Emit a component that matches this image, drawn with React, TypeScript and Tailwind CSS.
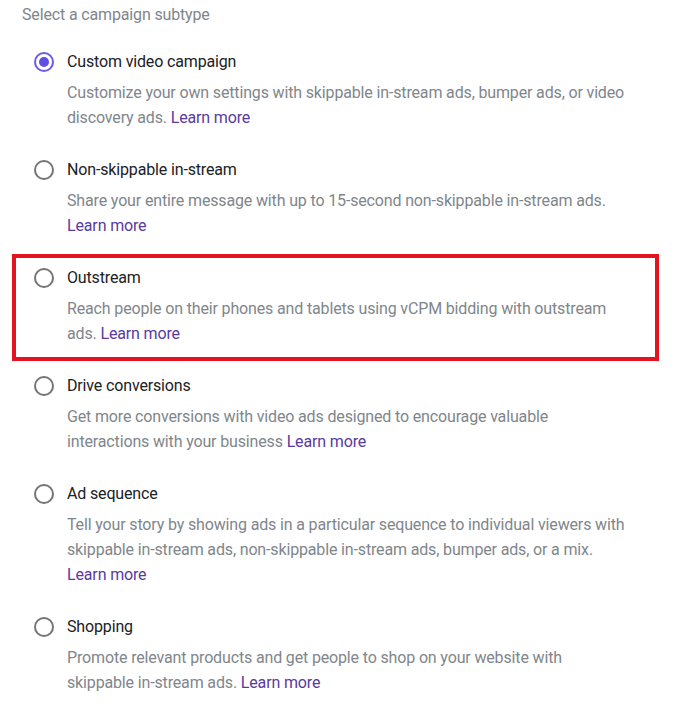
import React from "react";

type Subtype = {
  title: string;
  desc: string;
  checked?: boolean;
  highlight?: boolean;
};

const subtypes: Subtype[] = [
  {
    title: "Custom video campaign",
    desc: "Customize your own settings with skippable in-stream ads, bumper ads, or video discovery ads.",
    checked: true,
  },
  {
    title: "Non-skippable in-stream",
    desc: "Share your entire message with up to 15-second non-skippable in-stream ads.",
  },
  {
    title: "Outstream",
    desc: "Reach people on their phones and tablets using vCPM bidding with outstream ads.",
    highlight: true,
  },
  {
    title: "Drive conversions",
    desc: "Get more conversions with video ads designed to encourage valuable interactions with your business",
  },
  {
    title: "Ad sequence",
    desc: "Tell your story by showing ads in a particular sequence to individual viewers with skippable in-stream ads, non-skippable in-stream ads, bumper ads, or a mix.",
  },
  {
    title: "Shopping",
    desc: "Promote relevant products and get people to shop on your website with skippable in-stream ads.",
  },
];

function Radio({ checked }: { checked?: boolean }) {
  return (
    <div
      className={`mt-[2px] w-5 h-5 shrink-0 rounded-full border-2 flex items-center justify-center ${
        checked ? "border-[#6b5ce6]" : "border-[#757575]"
      }`}
    >
      {checked && <div className="w-[10px] h-[10px] rounded-full bg-[#5e4fe2]" />}
    </div>
  );
}

function Item({ item }: { item: Subtype }) {
  return (
    <div className="flex items-start gap-[13px]">
      <Radio checked={item.checked} />
      <div className="w-[562px]">
        <div className="text-[16px] leading-[24px] tracking-[-0.15px] text-[#202124]">{item.title}</div>
        <p className="mt-[6px] text-[16px] leading-[25px] tracking-[-0.15px] text-[#80868b]">
          {item.desc} <span className="text-[#5a3aa0] cursor-pointer">Learn more</span>
        </p>
      </div>
    </div>
  );
}

export default function App() {
  return (
    <div
      className="min-h-screen bg-white pt-[3px]"
      style={{ fontFamily: "Roboto, 'Noto Sans', sans-serif" }}
    >
      <div className="pl-[22px] text-[16px] leading-[24px] tracking-[-0.15px] text-[#80868b]">
        Select a campaign subtype
      </div>

      <div className="mt-[23px] pl-[34px] w-[629px] flex flex-col gap-[28px]">
        {subtypes.map((s) =>
          s.highlight ? (
            <div
              key={s.title}
              className="-ml-[22px] -mr-[30px] -mt-[12px] -mb-[15px] pl-[18px] pt-[8px] pb-[11px] border-4 border-[#e3141f]"
            >
              <Item item={s} />
            </div>
          ) : (
            <Item key={s.title} item={s} />
          )
        )}
      </div>
    </div>
  );
}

-----

(The problem) Ignore the images and quote every line of the listing exactly.

(Reply to the task)
Emit a component that matches this image, drawn with React, TypeScript and Tailwind CSS.
import React from "react";

type Subtype = {
  title: string;
  desc: string;
  checked?: boolean;
  highlight?: boolean;
};

const subtypes: Subtype[] = [
  {
    title: "Custom video campaign",
    desc: "Customize your own settings with skippable in-stream ads, bumper ads, or video discovery ads.",
    checked: true,
  },
  {
    title: "Non-skippable in-stream",
    desc: "Share your entire message with up to 15-second non-skippable in-stream ads.",
  },
  {
    title: "Outstream",
    desc: "Reach people on their phones and tablets using vCPM bidding with outstream ads.",
    highlight: true,
  },
  {
    title: "Drive conversions",
    desc: "Get more conversions with video ads designed to encourage valuable interactions with your business",
  },
  {
    title: "Ad sequence",
    desc: "Tell your story by showing ads in a particular sequence to individual viewers with skippable in-stream ads, non-skippable in-stream ads, bumper ads, or a mix.",
  },
  {
    title: "Shopping",
    desc: "Promote relevant products and get people to shop on your website with skippable in-stream ads.",
  },
];

function Radio({ checked }: { checked?: boolean }) {
  return (
    <div
      className={`mt-[2px] w-5 h-5 shrink-0 rounded-full border-2 flex items-center justify-center ${
        checked ? "border-[#6b5ce6]" : "border-[#757575]"
      }`}
    >
      {checked && <div className="w-[10px] h-[10px] rounded-full bg-[#5e4fe2]" />}
    </div>
  );
}

function Item({ item }: { item: Subtype }) {
  return (
    <div className="flex items-start gap-[13px]">
      <Radio checked={item.checked} />
      <div className="w-[562px]">
        <div className="text-[16px] leading-[24px] tracking-[-0.15px] text-[#202124]">{item.title}</div>
        <p className="mt-[6px] text-[16px] leading-[25px] tracking-[-0.15px] text-[#80868b]">
          {item.desc} <span className="text-[#5a3aa0] cursor-pointer">Learn more</span>
        </p>
      </div>
    </div>
  );
}

export default function App() {
  return (
    <div
      className="min-h-screen bg-white pt-[3px]"
      style={{ fontFamily: "Roboto, 'Noto Sans', sans-serif" }}
    >
      <div className="pl-[22px] text-[16px] leading-[24px] tracking-[-0.15px] text-[#80868b]">
        Select a campaign subtype
      </div>

      <div className="mt-[23px] pl-[34px] w-[629px] flex flex-col gap-[28px]">
        {subtypes.map((s) =>
          s.highlight ? (
            <div
              key={s.title}
              className="-ml-[22px] -mr-[30px] -mt-[12px] -mb-[15px] pl-[18px] pt-[8px] pb-[11px] border-4 border-[#e3141f]"
            >
              <Item item={s} />
            </div>
          ) : (
            <Item key={s.title} item={s} />
          )
        )}
      </div>
    </div>
  );
}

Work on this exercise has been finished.